107k views
2 votes
When a manager uses the contrast effect in performance analysis, this refers to:

1. rating an employee by comparison with other employees.
2. the ratings being all higher or lower than the expected average.
3. allowing past performance ratings to influence current ratings.
4. rating all areas at average or midpoint.

1 Answer

4 votes

Final answer:

The contrast effect in performance analysis refers to a manager rating an employee by comparison with other employees, which can lead to skewed appraisals and impact the effectiveness of a performance appraisal system.

Step-by-step explanation:

When a manager uses the contrast effect in performance analysis, this refers to the tendency to rate an employee by comparison with other employees.

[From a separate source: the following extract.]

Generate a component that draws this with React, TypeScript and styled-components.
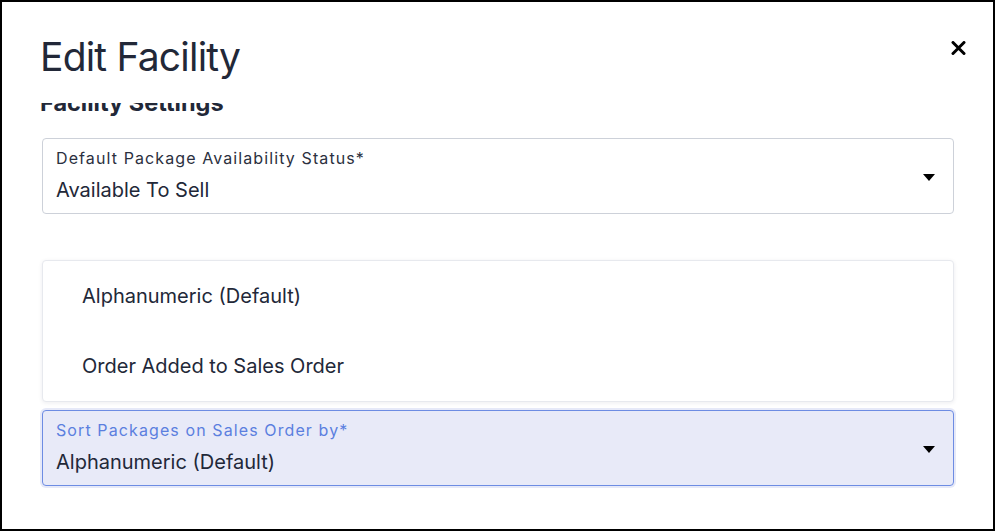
import React, { useLayoutEffect, useRef } from 'react';
import styled, { createGlobalStyle } from 'styled-components';

const TEXT = '#222838';
const LABEL = '#2b3040';
const BORDER = '#cdd1d9';
const FOCUS_BORDER = '#6d8ce3';
const FOCUS_BG = '#e8eaf8';
const FOCUS_LABEL = '#5b7fdf';

const GlobalStyle = createGlobalStyle`
  html, body { margin: 0; padding: 0; background: #fff; }
  body { font-family: Inter, "Noto Sans", "Liberation Sans", sans-serif; color: ${TEXT}; }
  * { box-sizing: border-box; }
`;

const Frame = styled.div`
  width: 995px; height: 531px; border: 2px solid #000; background: #fff;
  display: flex; flex-direction: column; overflow: hidden;
`;
const Header = styled.div`
  display: flex; justify-content: space-between; align-items: flex-start;
  height: 101px; padding: 32px 27px 0 38px; flex-shrink: 0;
`;
const Title = styled.h1`
  margin: 0; font-size: 39px; line-height: 46px; font-weight: 400; letter-spacing: -0.8px; color: ${TEXT};
`;
const CloseBtn = styled.button`
  margin-top: 7px; width: 15px; height: 14px; padding: 0; border: 0; background: none; cursor: pointer;
  display: flex; align-items: center; justify-content: center;
  svg { display: block; }
`;
const Body = styled.div`
  flex: 1; overflow: hidden; padding: 16px 39px 80px 40px;
`;
const SectionTitle = styled.h2`
  margin: 0 0 20px -2px; font-size: 23.5px; line-height: 30px; font-weight: 700; color: ${TEXT};
`;
const FieldWrap = styled.div<{ $gapTop?: number }>`
  position: relative; margin-top: ${p => p.$gapTop ?? 0}px;
`;
const SelectBox = styled.div<{ $focused?: boolean }>`
  position: relative; height: 76px; padding: 9px 50px 9px 13px; border-radius: 4px;
  border: 1px solid ${p => p.$focused ? FOCUS_BORDER : BORDER};
  background: ${p => p.$focused ? FOCUS_BG : '#fff'};
  box-shadow: ${p => p.$focused ? '0 0 0 2px #e6e9f8' : 'none'};
  cursor: pointer;
`;
const FieldLabel = styled.div<{ $focused?: boolean }>`
  font-size: 16px; line-height: 20px; letter-spacing: 1.1px; margin-bottom: 8px;
  color: ${p => p.$focused ? FOCUS_LABEL : LABEL};
`;
const FieldValue = styled.div`
  font-size: 20px; line-height: 28px; color: ${TEXT}; white-space: nowrap;
`;
const Caret = styled.span`
  position: absolute; right: 18px; top: 50%; margin-top: -2px;
  width: 0; height: 0; border-left: 6.5px solid transparent; border-right: 6.5px solid transparent; border-top: 7px solid #000;
`;
const Menu = styled.ul`
  position: absolute; left: 0; right: 0; bottom: calc(100% + 8px); margin: 0; padding: 0; list-style: none;
  background: #fff; border: 1px solid #e7e9ee; border-radius: 4px;
  box-shadow: 0 1px 4px rgba(20, 30, 60, 0.08);
`;
const MenuItem = styled.li`
  height: 70px; display: flex; align-items: center; padding-left: 39px;
  font-size: 20px; line-height: 24px; color: ${TEXT}; cursor: pointer;
  &:hover { background: #f4f5fb; }
`;

const Field: React.FC<{ label: string; value: string; focused?: boolean }> = ({ label, value, focused }) => (
  <SelectBox $focused={focused}>
    <FieldLabel $focused={focused}>{label}</FieldLabel>
    <FieldValue>{value}</FieldValue>
    <Caret />
  </SelectBox>
);

export default function App() {
  const bodyRef = useRef<HTMLDivElement>(null);

  // the modal body is shown scrolled a little, so the section heading sits under the header
  useLayoutEffect(() => {
    if (bodyRef.current) bodyRef.current.scrollTop = 31;
  }, []);

  return (
    <>
      <GlobalStyle />
      <Frame role="dialog" aria-labelledby="edit-facility-title">
        <Header>
          <Title id="edit-facility-title">Edit Facility</Title>
          <CloseBtn aria-label="Close">
            <svg width="15" height="14" viewBox="0 0 15 14">
              <path d="M2 1.5 L13 12.5 M13 1.5 L2 12.5" stroke="#000" strokeWidth="3" strokeLinecap="round" />
            </svg>
          </CloseBtn>
        </Header>
        <Body ref={bodyRef}>
          <SectionTitle>Facility Settings</SectionTitle>
          <FieldWrap>
            <Field label="Default Package Availability Status*" value="Available To Sell" />
          </FieldWrap>
          <FieldWrap $gapTop={196}>
            <Menu role="listbox">
              <MenuItem role="option" aria-selected>Alphanumeric (Default)</MenuItem>
              <MenuItem role="option">Order Added to Sales Order</MenuItem>
            </Menu>
            <Field focused label="Sort Packages on Sales Order by*" value="Alphanumeric (Default)" />
          </FieldWrap>
        </Body>
      </Frame>
    </>
  );
}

Instead of assessing each individual independently and on their own merits, the contrast effect can lead to a comparative evaluation that may not accurately reflect the employee's actual performance. This can be particularly problematic in a 360-degree performance appraisal system, where the goal is to achieve a well-rounded view of an employee's performance from various sources including supervisors, peers, direct reports, and occasionally, outside observers such as customers.

The contrast effect can skew the performance analysis and does not align with the intended multi-rater feedback design of the 360-degree system. Such biases can impact the effectiveness of an organization's performance appraisal system and ultimately, the development and job satisfaction of its employees.